Find every line in the records below that holds the word "this" and copy it.
----
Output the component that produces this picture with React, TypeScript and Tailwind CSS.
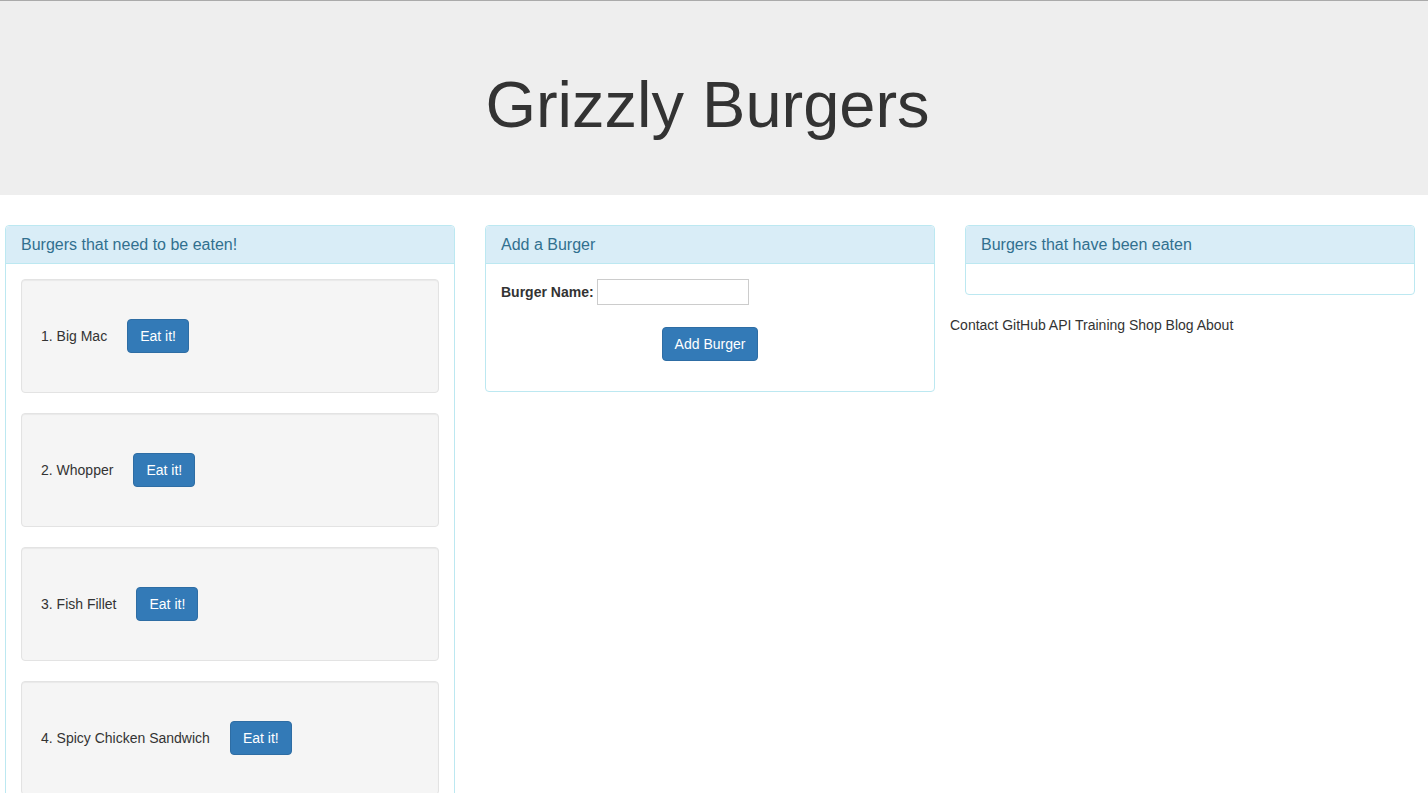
const burgers = ["Big Mac", "Whopper", "Fish Fillet", "Spicy Chicken Sandwich"];

const Panel: React.FC<{ title: string; children?: React.ReactNode }> = ({
  title,
  children,
}) => (
  <div className="rounded border border-[#bce8f1] bg-white">
    <div className="rounded-t border-b border-[#bce8f1] bg-[#d9edf7] px-[15px] py-[10px] text-[#31708f]">
      <h3 className="text-[16px] leading-[17px]">{title}</h3>
    </div>
    <div className="p-[15px]">{children}</div>
  </div>
);

export default function App() {
  return (
    <div
      className="min-h-screen bg-white text-[14px] leading-[20px] text-[#333]"
      style={{ fontFamily: '"Liberation Sans", Arial, sans-serif' }}
    >
      {/* Jumbotron */}
      <div className="border-t border-[#aaa] bg-[#eee]">
        <div className="h-[194px] w-[1410px] pl-[5px] pt-[68px] text-center">
          <h1 className="text-[65px] leading-[71.5px]">Grizzly Burgers</h1>
        </div>
      </div>

      <div className="mt-[30px] flex gap-[30px] pl-[5px]">
        {/* Burgers to eat */}
        <div className="w-[450px]">
          <Panel title="Burgers that need to be eaten!">
            {burgers.map((b, i) => (
              <div
                key={b}
                className="mb-5 flex h-[114px] items-center gap-5 rounded border border-[#e3e3e3] bg-[#f5f5f5] px-[19px] shadow-[inset_0_1px_1px_rgba(0,0,0,0.05)]"
              >
                <span>
                  {i + 1}. {b}
                </span>
                <button className="rounded border border-[#2e6da4] bg-[#337ab7] px-3 py-[6px] text-white">
                  Eat it!
                </button>
              </div>
            ))}
          </Panel>
        </div>

        {/* Add form */}
        <div className="w-[450px]">
          <Panel title="Add a Burger">
            <div className="flex h-[26px] items-center">
              <label className="font-bold">Burger Name:</label>
              <input
                type="text"
                className="ml-[3px] h-[26px] w-[152px] border border-[#ccc] bg-white px-1"
              />
            </div>
            <div className="mb-[15px] mt-[22px] flex justify-center">
              <button className="rounded border border-[#2e6da4] bg-[#337ab7] px-3 py-[6px] text-white">
                Add Burger
              </button>
            </div>
          </Panel>
        </div>

        {/* Eaten */}
        <div className="w-[450px]">
          <Panel title="Burgers that have been eaten" />
          <div className="-ml-[15px] mt-5">
            Contact GitHub API Training Shop Blog About
          </div>
        </div>
      </div>
    </div>
  );
}
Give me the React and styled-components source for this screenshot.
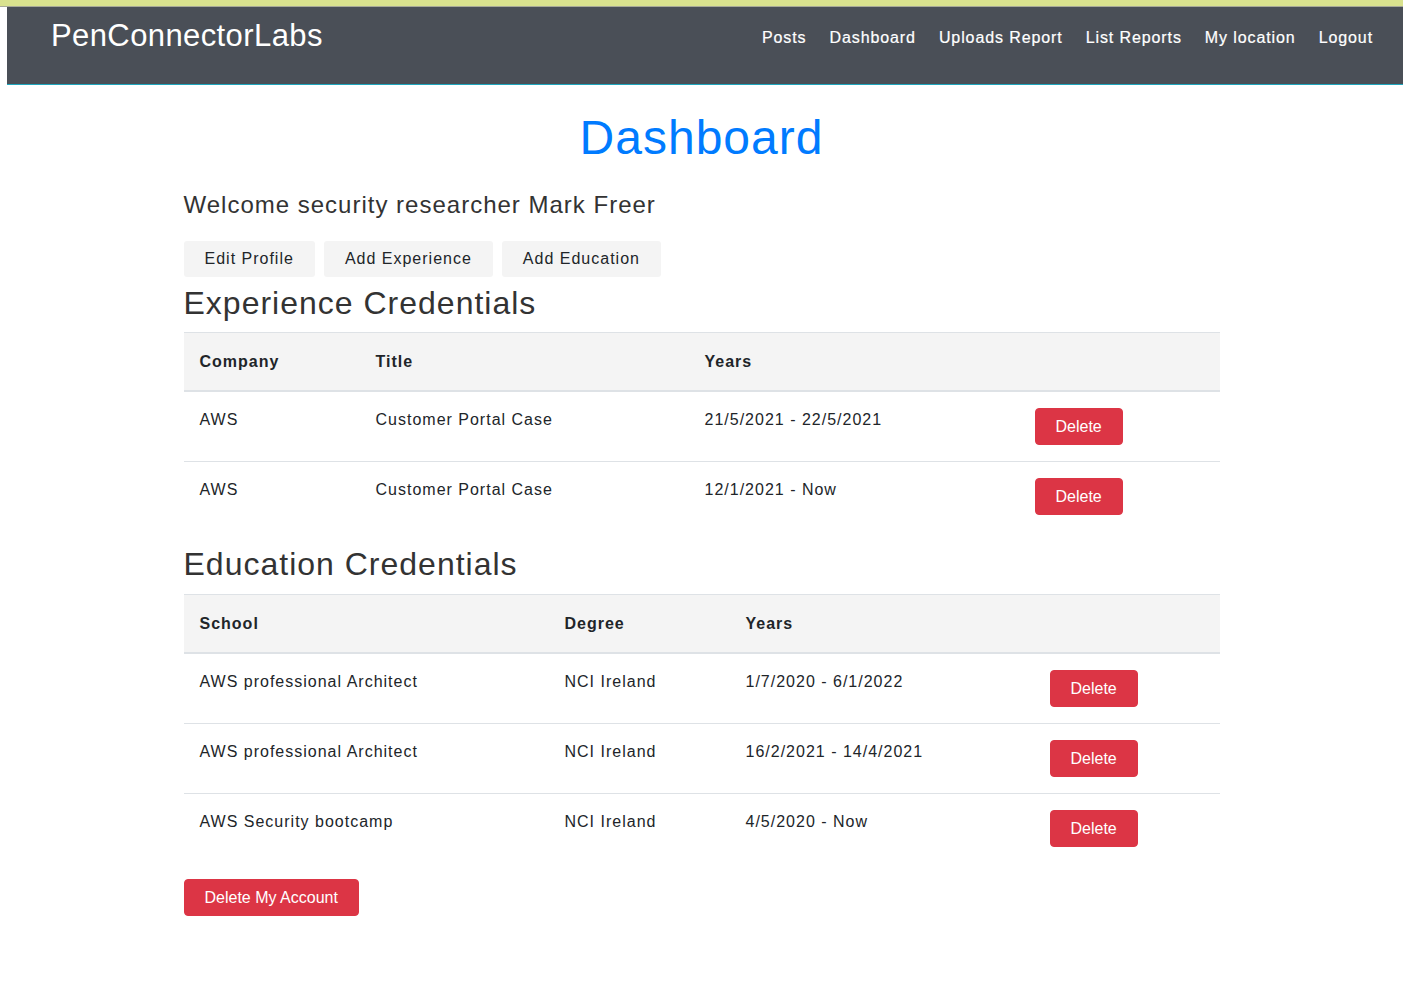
----
▶ **Output of the task**:
Output the component that produces this picture with React, TypeScript and Tailwind CSS.
Give me the React and styled-components source for this screenshot.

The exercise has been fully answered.